Written task:
Below are records. Copy every line with "that" in it.

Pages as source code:
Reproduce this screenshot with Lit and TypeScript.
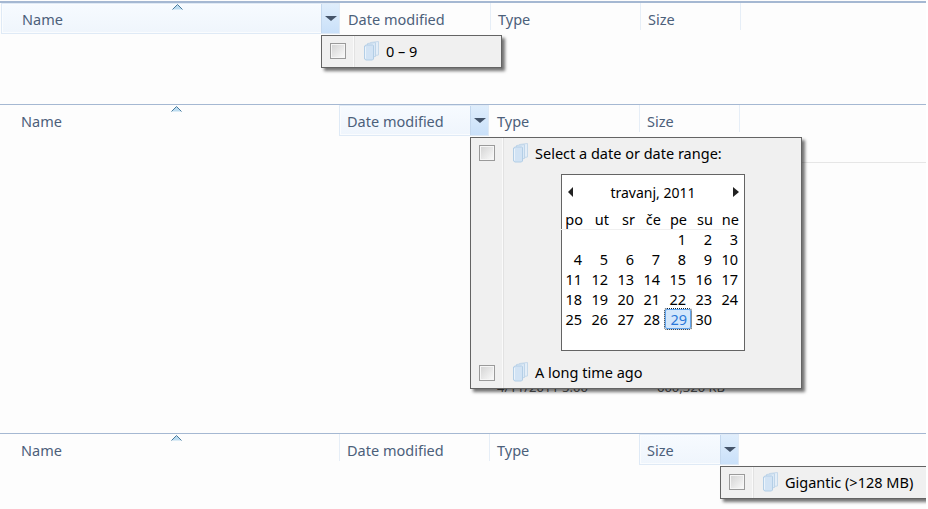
import { LitElement, html, css } from "lit";
import { customElement, property } from "lit/decorators.js";

const stackIcon = html`<svg class="stack" width="17" height="20" viewBox="0 0 17 20">
  <path d="M7.5 1.5 L15.5 .5 V14 L7.5 15Z" fill="#e4eef8" stroke="#c6d9ea"/>
  <path d="M4.5 2.5 L12.5 1.5 V15.5 L4.5 16.5Z" fill="#dce9f6" stroke="#bfd5e9"/>
  <path d="M1.5 5 L3 4 H9.5 L10.5 4.5 V18 L9.5 19 H3 L1.5 18Z" fill="#d2e3f4" stroke="#b3cee6"/>
  <path d="M2.5 6 V17.5" stroke="#eaf3fb" fill="none"/>
</svg>`;

@customElement("hdr-row")
class HdrRow extends LitElement {
  @property({ type: Number }) active = -1;
  static styles = css`
    :host { display: flex; height: 30px; font: 14.5px "Noto Sans", "Open Sans", sans-serif; color: #4c607a; }
    .col { position: relative; display: flex; box-sizing: border-box; box-shadow: 1px 0 0 #e6eef7; height: 27px; }
    .col.active { height: 31px; background: linear-gradient(#f7fbff, #eff5fc); box-shadow: inset 0 0 0 1px #fff, inset 0 0 0 2px #fafcfe; outline: 1px solid #dfeaf6; outline-offset: -1px; }
    .label { flex: 1; padding: 6px 0 0 8px; line-height: 20px; }
    .col.name .label { padding-left: 21px; }
    .split { width: 19px; background: linear-gradient(#e0eefc, #c9e0f9); display: flex; justify-content: center; padding-top: 13px; box-sizing: border-box; border-left: 1px solid #c4d8ee; }
    .split i { width: 0; height: 0; border: 6px solid transparent; border-top: 5px solid #44546a; border-bottom: 0; }
    .sort { position: absolute; left: 171px; top: 1px; }
  `;
  render() {
    const cols = [["Name", 339], ["Date modified", 150], ["Type", 150], ["Size", 100]] as const;
    return cols.map(([t, w], i) => html`
      <div class="col ${i === 0 ? "name" : ""} ${i === this.active ? "active" : ""}" style="width:${w}px">
        <div class="label">${t}</div>
        ${i === this.active ? html`<div class="split"><i></i></div>` : ""}
        ${i === 0 ? html`<svg class="sort" width="11" height="6" viewBox="0 0 11 6"><path d="M5.5 .5 L10.5 5.5 H.5Z" fill="#bcdcf0"/><path d="M.5 5.5 L5.5 .5 L10.5 5.5" fill="none" stroke="#4a7a9c"/></svg>` : ""}
      </div>`);
  }
}

@customElement("app-root")
class AppRoot extends LitElement {
  static styles = css`
    :host { display: block; width: 926px; height: 509px; overflow: hidden; background: #fdfdfd; font: 14.5px "Noto Sans", "Open Sans", sans-serif; color: #000; }
    .sec { position: relative; border-top: 1px solid #a5b8d2; box-sizing: border-box; }
    .s1 { height: 103px; margin-top: 1px; border-top-width: 2px; padding-left: 1px; }
    .s2 { height: 329px; }
    .s3 { height: 76px; }
    .rule { position: absolute; left: 802px; right: 0; top: 57px; height: 1px; background: #e6e6e6; }
    .under { position: absolute; top: 275px; line-height: 14px; font-size: 13px; color: #5a5a5a; white-space: nowrap; }
    .pop { position: absolute; box-sizing: border-box; background: #f0f0f0; border: 1px solid #646464; box-shadow: 3px 3px 3px rgba(0,0,0,.55); display: grid; grid-template-columns: 32px 1fr; }
    .gut { border-right: 1px solid #fafafa; box-shadow: 1px 0 0 #e2e2e2; display: flex; flex-direction: column; justify-content: space-between; align-items: center; }
    .check { width: 16px; height: 16px; margin: 7px 0; box-sizing: border-box; border: 1px solid #9a9a9a; background: linear-gradient(135deg, #d2d2d2, #fbfbfb); box-shadow: inset 0 0 0 1px #f6f6f6; }
    .body { display: flex; flex-direction: column; justify-content: space-between; padding: 0 0 1px 9px; }
    .item { display: flex; align-items: center; gap: 6px; height: 30px; white-space: nowrap; }
    .stack { flex: none; }
    .cal { align-self: flex-start; margin: 1px 0 1px 49px; width: 184px; height: 177px; box-sizing: border-box; border: 1px solid #646464; background: #fff; padding: 0 6px 0 0; }
    .title { display: flex; justify-content: space-between; align-items: center; height: 34px; margin-right: -1px; padding: 0 0 0 6px; }
    .title span { flex: 1; text-align: center; font-size: 14px; }
    .tri { width: 0; height: 0; border: 5px solid transparent; }
    .tri.l { border-left: 0; border-right: 5px solid #222; }
    .tri.r { border-right: 0; border-left: 6px solid #222; }
    .grid { display: grid; grid-template-columns: 22px repeat(6, 26px); grid-auto-rows: 20px; line-height: 20px; text-align: right; justify-content: end; margin-top: 0; }
    .dow { height: 20px; border-bottom: 1px solid #f0f0f0; margin-right: -1px; }
    .d.sel { color: #2a78d8; background: #d3e7fb; outline: 1px dotted #123; outline-offset: 0; border: 1px solid #5fa3ec; box-sizing: border-box; border-radius: 2px; line-height: 18px; padding-right: 3px; margin-left: 5px; margin-right: -5px; }
  `;
  render() {
    const dows = ["po", "ut", "sr", "če", "pe", "su", "ne"];
    const days = [...Array(4).fill(""), ...Array.from({ length: 30 }, (_, i) => i + 1)];
    const pop = (left: number, top: number, w: number, h: number, body: unknown) =>
      html`<div class="pop" style="left:${left}px;top:${top}px;width:${w}px;height:${h}px">${body}</div>`;
    const simple = (t: string) => html`<div class="gut"><div class="check"></div></div><div class="body"><div class="item">${stackIcon}<span>${t}</span></div></div>`;
    return html`
      <div class="sec s1">
        <hdr-row active="0"></hdr-row>
        ${pop(321, 32, 181, 33, simple("0 – 9"))}
      </div>
      <div class="sec s2">
        <hdr-row active="1"></hdr-row>
        <div class="rule"></div>
        <div class="under" style="left:497px">4/11/2011 5:00</div>
        <div class="under" style="left:657px">600,320 KB</div>
        ${pop(470, 32, 332, 252, html`
          <div class="gut"><div class="check"></div><div class="check"></div></div>
          <div class="body">
            <div class="item">${stackIcon}<span>Select a date or date range:</span></div>
            <div class="cal">
              <div class="title"><i class="tri l"></i><span>travanj, 2011</span><i class="tri r"></i></div>
              <div class="grid">
                ${dows.map(d => html`<div class="dow">${d}</div>`)}
                ${days.map(d => html`<div class="d ${d === 29 ? "sel" : ""}">${d}</div>`)}
              </div>
            </div>
            <div class="item">${stackIcon}<span>A long time ago</span></div>
          </div>`)}
      </div>
      <div class="sec s3">
        <hdr-row active="3"></hdr-row>
        ${pop(720, 32, 210, 33, simple("Gigantic (>128 MB)"))}
      </div>`;
  }
}
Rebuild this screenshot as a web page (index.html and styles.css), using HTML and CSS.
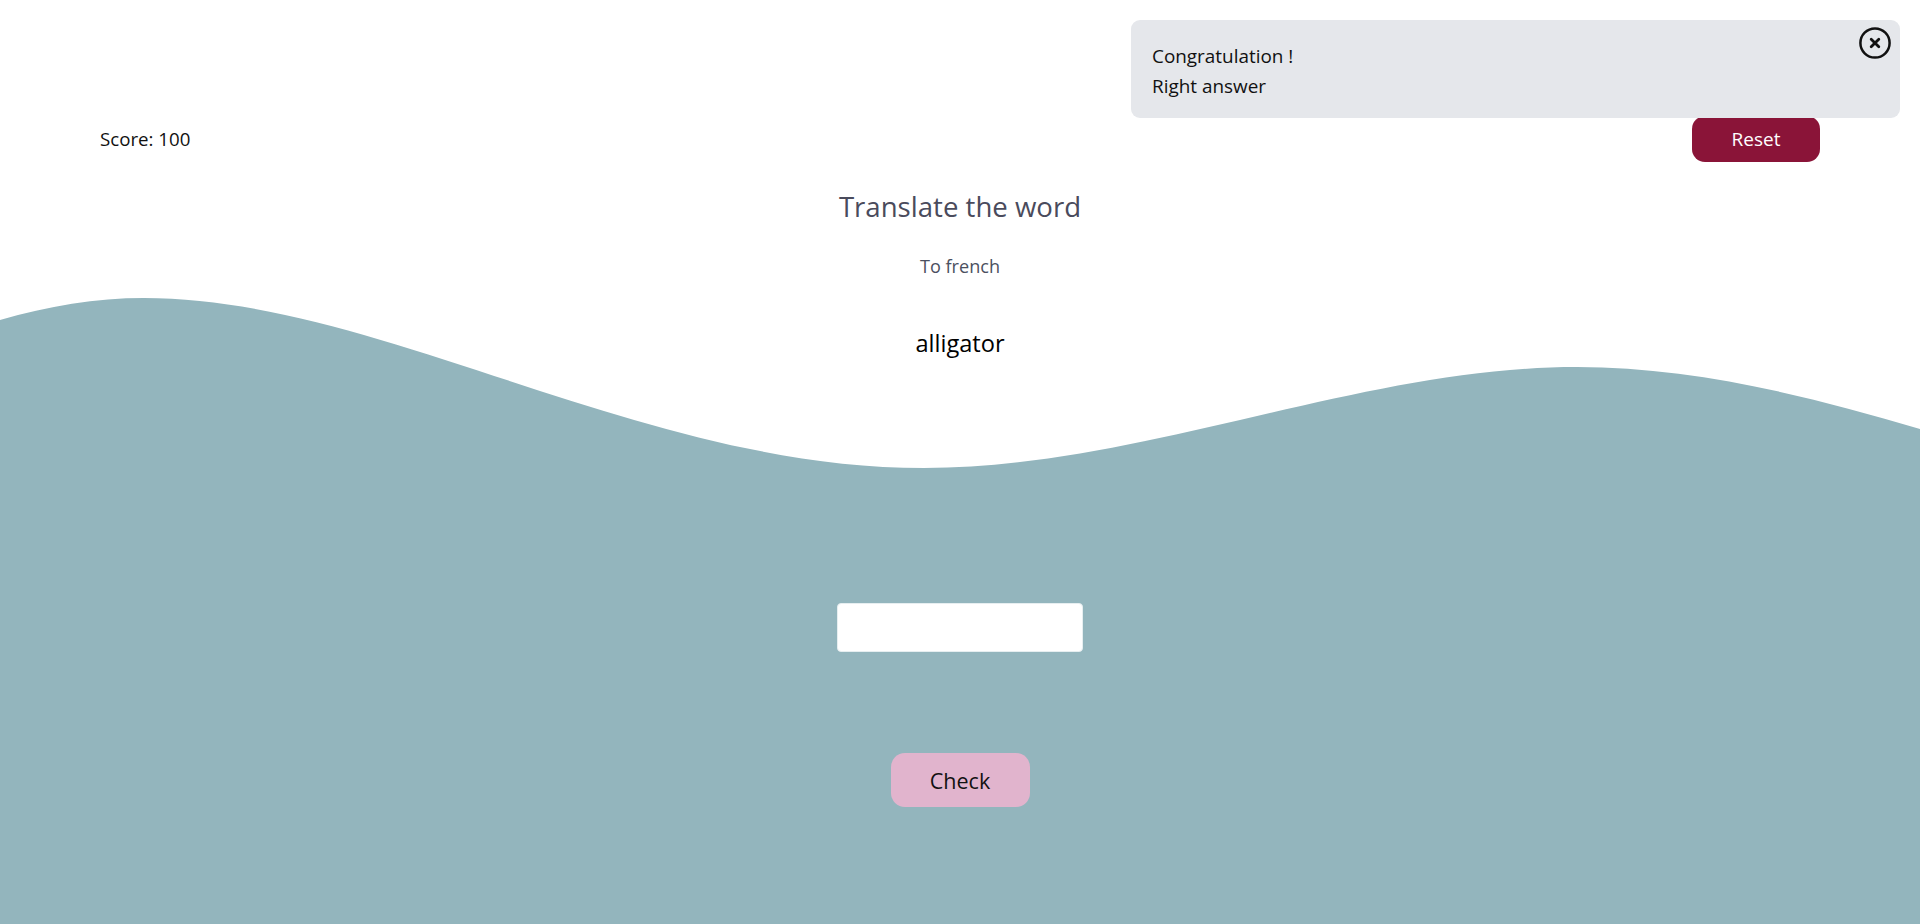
FILE: index.html
```html
<!DOCTYPE html>
<html lang="en">
<head>
<meta charset="utf-8">
<title>Translate the word</title>
<link rel="stylesheet" href="styles.css">
</head>
<body>
<div class="page">
  <svg class="wave" viewBox="0 0 1920 924" preserveAspectRatio="none" aria-hidden="true">
    <path d="M0,320 C48,306 96,298 144,298 C380,298 640,468 924,468 C1142,468 1359,367 1577,367 C1691,367 1806,395 1920,429 L1920,924 L0,924 Z" fill="#93b5bd"/>
  </svg>

  <div class="content">
    <header class="topbar">
      <span class="score">Score: 100</span>
      <button class="reset">Reset</button>
    </header>

    <main class="quiz">
      <h1 class="title">Translate the word</h1>
      <p class="subtitle">To french</p>
      <p class="word">alligator</p>
      <input class="answer" type="text" aria-label="answer">
      <button class="check">Check</button>
    </main>
  </div>

  <div class="toast">
    <p class="toast-line">Congratulation !</p>
    <p class="toast-line">Right answer</p>
    <button class="toast-close" aria-label="close">
      <svg viewBox="0 0 32 32" width="32" height="32">
        <circle cx="16" cy="16" r="14.6" fill="none" stroke="#111" stroke-width="2.5"/>
        <path d="M12.2 12.2 L19.8 19.8 M19.8 12.2 L12.2 19.8" stroke="#111" stroke-width="2.8" stroke-linecap="round"/>
      </svg>
    </button>
  </div>
</div>
</body>
</html>
```

FILE: styles.css
```css
* {
  box-sizing: border-box;
}

html, body {
  margin: 0;
  padding: 0;
}

body {
  font-family: "Open Sans", "Noto Sans", sans-serif;
  color: #111;
  background: #fff;
}

.page {
  position: relative;
  height: 100vh;
  overflow: hidden;
}

.wave {
  position: absolute;
  left: 0;
  top: 0;
  width: 100%;
  height: 100%;
  z-index: 0;
  display: block;
}

.content {
  position: relative;
  z-index: 1;
}

.topbar {
  display: flex;
  justify-content: space-between;
  align-items: center;
  height: 46px;
  margin-top: 116px;
  padding: 0 100px;
}

.score {
  font-size: 18.7px;
  line-height: 28px;
  color: #111;
}

.reset {
  width: 128px;
  height: 46px;
  border: none;
  border-radius: 13px;
  background: #8a1438;
  color: #fff;
  font-family: inherit;
  font-size: 19px;
  padding: 0;
}

.quiz {
  display: flex;
  flex-direction: column;
  align-items: center;
}

.title {
  margin: 24px 0 0;
  font-size: 27.6px;
  line-height: 40px;
  font-weight: 400;
  color: #4a4b5c;
}

.subtitle {
  margin: 26px 0 0;
  font-size: 18.1px;
  line-height: 28px;
  color: #4b5060;
}

.word {
  margin: 47px 0 0;
  font-size: 23.6px;
  line-height: 32px;
  color: #000;
}

.answer {
  margin-top: 244px;
  width: 246px;
  height: 49px;
  border: 1px solid #e6eef0;
  border-radius: 4px;
  background: #fff;
  outline: none;
}

.check {
  margin-top: 101px;
  width: 139px;
  height: 54px;
  border: none;
  border-radius: 14px;
  background: #e1b4cd;
  color: #111;
  font-family: inherit;
  font-size: 21.5px;
  padding: 0;
}

.toast {
  position: absolute;
  top: 20px;
  right: 20px;
  width: 769px;
  height: 98px;
  padding: 21px 21px 17px;
  background: #e5e7eb;
  border-radius: 9px;
  z-index: 2;
}

.toast-line {
  margin: 0;
  font-size: 18.9px;
  line-height: 30px;
  color: #111;
}

.toast-close {
  position: absolute;
  top: 7px;
  right: 9px;
  width: 32px;
  height: 32px;
  padding: 0;
  border: none;
  background: transparent;
  display: flex;
}
```
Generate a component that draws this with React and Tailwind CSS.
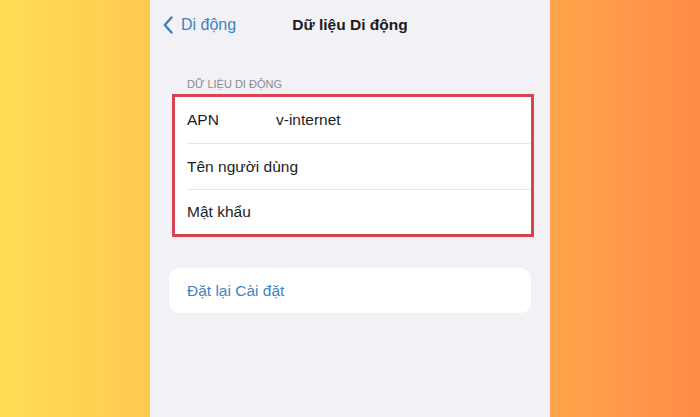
export default function App() {
  const font = { fontFamily: '"Liberation Sans", Arial, sans-serif' };
  return (
    <div className="flex w-[700px] h-[417px] overflow-hidden" style={font}>
      <div className="w-[150px] h-full bg-linear-to-r from-[#ffdd56] to-[#ffc951]" />
      <div className="w-[400px] h-full bg-[#f1f1f6] flex flex-col">
        <div className="h-[50px] grid grid-cols-[1fr_auto_1fr] items-center">
          <div className="flex items-center pl-[13px] gap-[8px] text-[#3d84c6] text-[16px]">
            <svg width="10" height="18" viewBox="0 0 10 18" fill="none">
              <path d="M8.5 1.5 L1.8 9 L8.5 16.5" stroke="#3a80c6" strokeWidth="2.4" strokeLinecap="round" strokeLinejoin="round" />
            </svg>
            <span>Di động</span>
          </div>
          <div className="text-[15.5px] font-semibold text-[#1c1c1e]">Dữ liệu Di động</div>
          <div />
        </div>
        <div className="mt-[28px] pl-[37px] text-[11px] leading-[12px] text-[#8b8b90] uppercase">Dữ liệu di động</div>
        <div className="mt-[4px] ml-[22px] w-[362px] bg-white border-[3px] border-[#d9434f] text-[15.5px] text-[#1c1c1e]">
          <div className="h-[46px] flex items-center pl-[12px]">
            <span className="w-[89px]">APN</span>
            <span>v-internet</span>
          </div>
          <div className="ml-[12px] border-t border-[#e6e6eb]" />
          <div className="h-[45px] flex items-center pl-[12px]">Tên người dùng</div>
          <div className="ml-[12px] border-t border-[#e6e6eb]" />
          <div className="h-[44px] flex items-center pl-[12px]">Mật khẩu</div>
        </div>
        <div className="mt-[31px] ml-[19px] w-[362px] h-[45px] rounded-[10px] bg-white flex items-center pl-[18px] text-[15.5px] text-[#3d84c6]">
          Đặt lại Cài đặt
        </div>
      </div>
      <div className="flex-1 h-full bg-linear-to-r from-[#ffa64b] to-[#ff8b48]" />
    </div>
  );
}
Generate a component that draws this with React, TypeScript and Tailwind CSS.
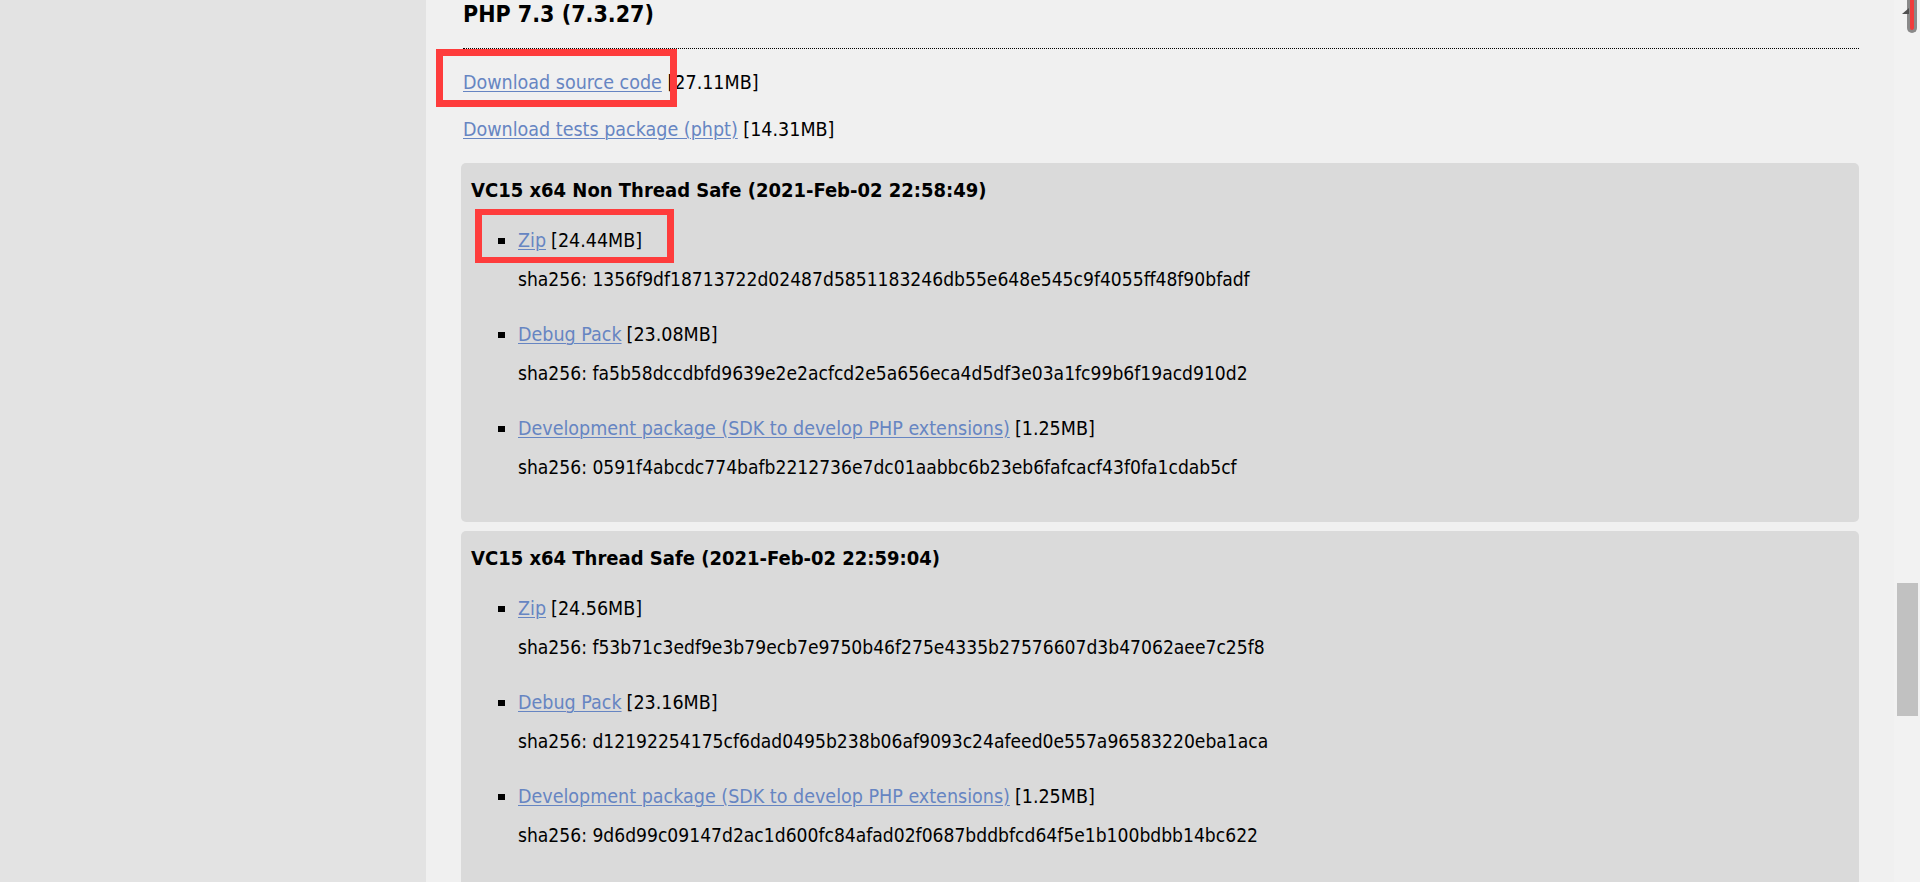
const builds = [
  {
    title: 'VC15 x64 Non Thread Safe (2021-Feb-02 22:58:49)',
    files: [
      { label: 'Zip', size: '24.44MB', sha: '1356f9df18713722d02487d5851183246db55e648e545c9f4055ff48f90bfadf' },
      { label: 'Debug Pack', size: '23.08MB', sha: 'fa5b58dccdbfd9639e2e2acfcd2e5a656eca4d5df3e03a1fc99b6f19acd910d2' },
      {
        label: 'Development package (SDK to develop PHP extensions)',
        size: '1.25MB',
        sha: '0591f4abcdc774bafb2212736e7dc01aabbc6b23eb6fafcacf43f0fa1cdab5cf',
      },
    ],
  },
  {
    title: 'VC15 x64 Thread Safe (2021-Feb-02 22:59:04)',
    files: [
      { label: 'Zip', size: '24.56MB', sha: 'f53b71c3edf9e3b79ecb7e9750b46f275e4335b27576607d3b47062aee7c25f8' },
      { label: 'Debug Pack', size: '23.16MB', sha: 'd12192254175cf6dad0495b238b06af9093c24afeed0e557a96583220eba1aca' },
      {
        label: 'Development package (SDK to develop PHP extensions)',
        size: '1.25MB',
        sha: '9d6d99c09147d2ac1d600fc84afad02f0687bddbfcd64f5e1b100bdbb14bc622',
      },
    ],
  },
];

const linkCls = 'text-[#6685c2] underline underline-offset-2 decoration-1';

const BuildBox = ({ build }: { build: (typeof builds)[number] }) => (
  <div className="rounded-[5px] bg-[#dadada] pl-[10px] pt-[15px] pb-[42px]">
    <h3 className="text-[20px] font-bold leading-[24px]">{build.title}</h3>
    <ul className="ml-[27px] mt-[27px] flex flex-col gap-[31px]">
      {build.files.map((f) => (
        <li key={f.label}>
          <div className="flex items-center leading-[24px]">
            <span className="mr-[13px] h-[6px] w-[7px] shrink-0 bg-black" />
            <a href="#" className={linkCls}>
              {f.label}
            </a>
            <span className="ml-[5px]">[{f.size}]</span>
          </div>
          <div className="mt-[15px] pl-[20px] text-[19.1px] leading-[24px]">sha256: {f.sha}</div>
        </li>
      ))}
    </ul>
  </div>
);

export default function App() {
  return (
    <div className="relative flex h-[882px] w-[1920px] overflow-hidden bg-[#f0f0f0] font-['DejaVu_Sans_Condensed','Liberation_Sans',sans-serif] text-[19.5px] text-black">
      {/* left sidebar */}
      <div className="w-[426px] shrink-0 bg-[#e3e3e3]" />

      <main className="flex-1 pl-[35px] pr-[35px]">
        <h2 className="pl-[2px] text-[23px] font-bold leading-[28px]">PHP 7.3 (7.3.27)</h2>
        <div className="ml-[2px] mt-[20px] border-t border-dotted border-black" />

        <p className="mt-[22px] pl-[2px] leading-[24px]">
          <a href="#" className={linkCls}>
            Download source code
          </a>{' '}
          [27.11MB]
        </p>
        <p className="mt-[23px] pl-[2px] leading-[24px]">
          <a href="#" className={linkCls}>
            Download tests package (phpt)
          </a>{' '}
          [14.31MB]
        </p>

        <div className="mt-[21px] flex flex-col gap-[9px]">
          {builds.map((b) => (
            <BuildBox key={b.title} build={b} />
          ))}
        </div>
      </main>

      {/* scrollbar */}
      <div className="w-[26px] shrink-0 bg-[#f2f2f2] pl-[3px] pt-[583px]">
        <div className="h-[133px] w-[21px] bg-[#c1c1c1]" />
      </div>

      {/* annotation marks */}
      <div className="absolute left-[436px] top-[49px] h-[58px] w-[241px] border-x-[7px] border-y-[7px] border-[#fe3c3c]" />
      <div className="absolute left-[475px] top-[209px] h-[54px] w-[199px] border-x-[7px] border-y-[6px] border-[#fe3c3c]" />
      <div className="absolute right-[3px] top-0 h-[33px] w-[10px] rounded-b-[5px] border-x-[3px] border-b-[3px] border-[#8a8a8a] bg-[#f03c3c]" />
      <svg className="absolute left-[1902px] top-[8px]" width="7" height="6" viewBox="0 0 7 6">
        <polygon points="7,0 7,6 0,6" fill="#505050" />
      </svg>
    </div>
  );
}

Task result:
Generate a component that draws this with React and Tailwind CSS.
Generate a component that draws this with React, TypeScript and Tailwind CSS.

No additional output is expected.